Quality: The student achieved 94% agreement with the teacher on our task-specific evaluation suite. The 6% gap was concentrated in rare edge cases like unusual loan structures and uncommon regulatory intersections that the system automatically routes to the teacher via confidence-based routing.

def route_request(request, student, teacher, confidence_threshold=0.85):
    student_response, confidence = student.generate_with_confidence(request)

    if confidence >= confidence_threshold:
        return student_response  # fast, cheap path

    # fall back to teacher for low-confidence cases
    teacher_response = teacher.generate(request)
    log_for_retraining(request, teacher_response)  # future training data
    return teacher_response

The confidence-based routing is what makes the 94% number acceptable. The student is not silently getting things wrong 6% of the time. It knows when it does not know — and routes those cases to the teacher. Those teacher responses then become training data for the next retraining cycle, gradually closing the gap.

Lessons Learned

Building this system taught us a few things the hard way.

Grace period length matters more than you think. Our first attempt used 100 conversations. The student looked great on common cases but catastrophically failed on a rare regulatory edge case that appeared maybe once per 500 conversations. We bumped the minimum to 300 with an intent diversity requirement. The extra cost during the grace period was nothing compared to the cost of a compliance failure.

Evaluation is harder than training. Building the distillation pipeline took us two weeks. Building a reliable task-specific evaluation suite took us six. Evaluating a model on free-form regulatory analysis is fundamentally harder than training it. We ended up with a hybrid approach: automated metrics for format compliance and citation accuracy, plus weekly human review of a random sample.

Confidence-based routing is essential. Without it, the student is a black box that sometimes fails silently.
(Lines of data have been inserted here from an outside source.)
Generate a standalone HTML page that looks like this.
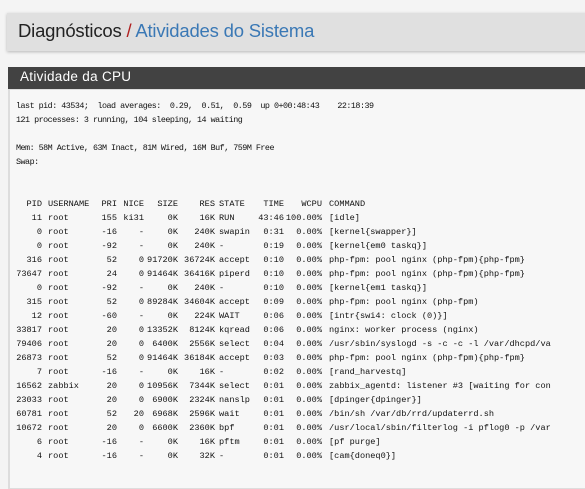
<!DOCTYPE html>
<html><head><meta charset="utf-8">
<style>
*{margin:0;padding:0;box-sizing:border-box}
body{width:585px;height:480px;overflow:hidden;background:#f4f4f4;font-family:"Liberation Sans",sans-serif;position:relative}
.hdr{position:absolute;left:7px;top:13px;width:590px;height:38px;background:#e0e0e0;box-shadow:0 1px 3px rgba(0,0,0,.25)}
.hdr h1{position:absolute;left:11px;top:7px;font-weight:normal;font-size:18.5px;color:#222;letter-spacing:-0.2px;white-space:nowrap}
.hdr .sl{color:#b02020}
.hdr .bl{color:#3a78b5}
.ph{position:absolute;left:8px;top:67px;width:590px;height:22px;background:#424242;color:#fff;font-size:13.5px;padding:2px 0 0 12px;letter-spacing:0.3px}
.pb{position:absolute;left:8px;top:89px;width:590px;height:400px;background:#f7f7f7;border:1px solid #ddd;border-left:2px solid #ddd}
.t{position:absolute;font-family:"Liberation Mono",monospace;font-size:8.4px;color:#111;white-space:pre;line-height:14px;letter-spacing:-0.5px}
.r{position:absolute;left:0;width:585px;height:14px;font-family:"Liberation Mono",monospace;font-size:8.6px;color:#111;white-space:pre;line-height:14px}
.r span{position:absolute;top:0}
.a{right:543px}.b{left:48px}.c{right:468px}.d{right:441px}.e{right:407px}.f{right:370px}.g{left:219px}.h{right:301px}.i{right:263px}.j{left:329px}
</style></head><body>
<div class="hdr"><h1>Diagnósticos <span class="sl">/</span> <span class="bl">Atividades do Sistema</span></h1></div>
<div class="ph">Atividade da CPU</div>
<div class="pb"></div>
<div class="t" style="left:16px;top:99px">last pid: 43534;  load averages:  0.29,  0.51,  0.59  up 0+00:48:43    22:18:39
121 processes: 3 running, 104 sleeping, 14 waiting

Mem: 58M Active, 63M Inact, 81M Wired, 16M Buf, 759M Free
Swap:</div>
<div class="r" style="top:197px"><span class="a">PID</span><span class="b">USERNAME</span><span class="c">PRI</span><span class="d">NICE</span><span class="e">SIZE</span><span class="f">RES</span><span class="g">STATE</span><span class="h">TIME</span><span class="i">WCPU</span><span class="j">COMMAND</span></div>
<div class="r" style="top:211px"><span class="a">11</span><span class="b">root</span><span class="c">155</span><span class="d">ki31</span><span class="e">0K</span><span class="f">16K</span><span class="g">RUN</span><span class="h">43:46</span><span class="i">100.00%</span><span class="j">[idle]</span></div>
<div class="r" style="top:225px"><span class="a">0</span><span class="b">root</span><span class="c">-16</span><span class="d">-</span><span class="e">0K</span><span class="f">240K</span><span class="g">swapin</span><span class="h">0:31</span><span class="i">0.00%</span><span class="j">[kernel{swapper}]</span></div>
<div class="r" style="top:239px"><span class="a">0</span><span class="b">root</span><span class="c">-92</span><span class="d">-</span><span class="e">0K</span><span class="f">240K</span><span class="g">-</span><span class="h">0:19</span><span class="i">0.00%</span><span class="j">[kernel{em0 taskq}]</span></div>
<div class="r" style="top:253px"><span class="a">316</span><span class="b">root</span><span class="c">52</span><span class="d">0</span><span class="e">91720K</span><span class="f">36724K</span><span class="g">accept</span><span class="h">0:10</span><span class="i">0.00%</span><span class="j">php-fpm: pool nginx (php-fpm){php-fpm}</span></div>
<div class="r" style="top:267px"><span class="a">73647</span><span class="b">root</span><span class="c">24</span><span class="d">0</span><span class="e">91464K</span><span class="f">36416K</span><span class="g">piperd</span><span class="h">0:10</span><span class="i">0.00%</span><span class="j">php-fpm: pool nginx (php-fpm){php-fpm}</span></div>
<div class="r" style="top:281px"><span class="a">0</span><span class="b">root</span><span class="c">-92</span><span class="d">-</span><span class="e">0K</span><span class="f">240K</span><span class="g">-</span><span class="h">0:10</span><span class="i">0.00%</span><span class="j">[kernel{em1 taskq}]</span></div>
<div class="r" style="top:295px"><span class="a">315</span><span class="b">root</span><span class="c">52</span><span class="d">0</span><span class="e">89284K</span><span class="f">34604K</span><span class="g">accept</span><span class="h">0:09</span><span class="i">0.00%</span><span class="j">php-fpm: pool nginx (php-fpm)</span></div>
<div class="r" style="top:309px"><span class="a">12</span><span class="b">root</span><span class="c">-60</span><span class="d">-</span><span class="e">0K</span><span class="f">224K</span><span class="g">WAIT</span><span class="h">0:06</span><span class="i">0.00%</span><span class="j">[intr{swi4: clock (0)}]</span></div>
<div class="r" style="top:323px"><span class="a">33817</span><span class="b">root</span><span class="c">20</span><span class="d">0</span><span class="e">13352K</span><span class="f">8124K</span><span class="g">kqread</span><span class="h">0:06</span><span class="i">0.00%</span><span class="j">nginx: worker process (nginx)</span></div>
<div class="r" style="top:337px"><span class="a">79406</span><span class="b">root</span><span class="c">20</span><span class="d">0</span><span class="e">6400K</span><span class="f">2556K</span><span class="g">select</span><span class="h">0:04</span><span class="i">0.00%</span><span class="j">/usr/sbin/syslogd -s -c -c -l /var/dhcpd/va</span></div>
<div class="r" style="top:351px"><span class="a">26873</span><span class="b">root</span><span class="c">52</span><span class="d">0</span><span class="e">91464K</span><span class="f">36184K</span><span class="g">accept</span><span class="h">0:03</span><span class="i">0.00%</span><span class="j">php-fpm: pool nginx (php-fpm){php-fpm}</span></div>
<div class="r" style="top:365px"><span class="a">7</span><span class="b">root</span><span class="c">-16</span><span class="d">-</span><span class="e">0K</span><span class="f">16K</span><span class="g">-</span><span class="h">0:02</span><span class="i">0.00%</span><span class="j">[rand_harvestq]</span></div>
<div class="r" style="top:379px"><span class="a">16562</span><span class="b">zabbix</span><span class="c">20</span><span class="d">0</span><span class="e">10956K</span><span class="f">7344K</span><span class="g">select</span><span class="h">0:01</span><span class="i">0.00%</span><span class="j">zabbix_agentd: listener #3 [waiting for con</span></div>
<div class="r" style="top:393px"><span class="a">23033</span><span class="b">root</span><span class="c">20</span><span class="d">0</span><span class="e">6900K</span><span class="f">2324K</span><span class="g">nanslp</span><span class="h">0:01</span><span class="i">0.00%</span><span class="j">[dpinger{dpinger}]</span></div>
<div class="r" style="top:407px"><span class="a">60781</span><span class="b">root</span><span class="c">52</span><span class="d">20</span><span class="e">6968K</span><span class="f">2596K</span><span class="g">wait</span><span class="h">0:01</span><span class="i">0.00%</span><span class="j">/bin/sh /var/db/rrd/updaterrd.sh</span></div>
<div class="r" style="top:421px"><span class="a">10672</span><span class="b">root</span><span class="c">20</span><span class="d">0</span><span class="e">6600K</span><span class="f">2360K</span><span class="g">bpf</span><span class="h">0:01</span><span class="i">0.00%</span><span class="j">/usr/local/sbin/filterlog -i pflog0 -p /var</span></div>
<div class="r" style="top:435px"><span class="a">6</span><span class="b">root</span><span class="c">-16</span><span class="d">-</span><span class="e">0K</span><span class="f">16K</span><span class="g">pftm</span><span class="h">0:01</span><span class="i">0.00%</span><span class="j">[pf purge]</span></div>
<div class="r" style="top:449px"><span class="a">4</span><span class="b">root</span><span class="c">-16</span><span class="d">-</span><span class="e">0K</span><span class="f">32K</span><span class="g">-</span><span class="h">0:01</span><span class="i">0.00%</span><span class="j">[cam{doneq0}]</span></div>
</body></html>
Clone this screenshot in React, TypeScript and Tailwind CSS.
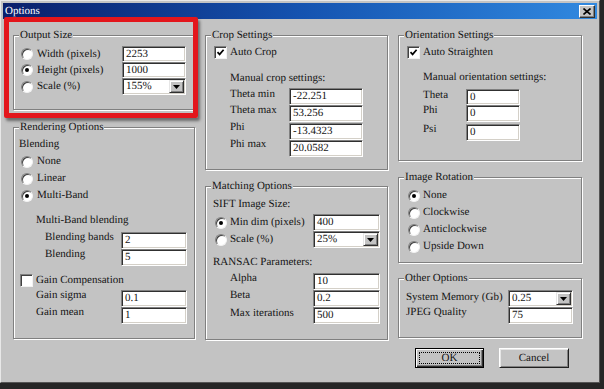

With it, the student becomes a self-aware system that routes hard cases to the teacher. This single mechanism is what made stakeholders comfortable putting a distilled model in front of compliance-sensitive workflows.

Version your training data and models. We hit a bug in month three where a student model produced slightly different outputs from the same input on different days. Turned out a training data pipeline had a non-deterministic shuffle. We now version everything: training data snapshots, model checkpoints, LoRA adapters, evaluation results, all with full lineage tracking.

Start with prompt optimisation before jumping to fine-tuning. Our first instinct was to go straight to LoRA distillation. A colleague suggested we try prompt optimisation first. It got us 25% of the way there with zero training cost. For simpler use cases, it might be all you need.

When (and When Not) to Build This

This approach makes sense when you have a well-defined, narrow task distribution — your agent does a specific set of things, not everything. When you have high volume — the cost savings compound, and you generate enough training data naturally. When your quality requirements are concrete and measurable — you can define what “good enough” means and evaluate against it.

This approach does NOT make sense when your task distribution is extremely broad (a general-purpose assistant). When your volume is low (the training investment will not pay off). When you need the absolute frontier of capability (novel reasoning, research applications). In those cases, just pay for the frontier model and focus your engineering effort elsewhere.

The future is encouraging. As open-source models improve, the quality gap between teacher and student narrows. The 8B models of today are better than the 70B models of two years ago. The cost savings from distillation will only become more dramatic as base models get more capable.

The key insight is not that small models are good enough. They are not — not out of the box. The insight is that small models, taught by large models on your specific data, can be good enough. The teaching matters more than the size.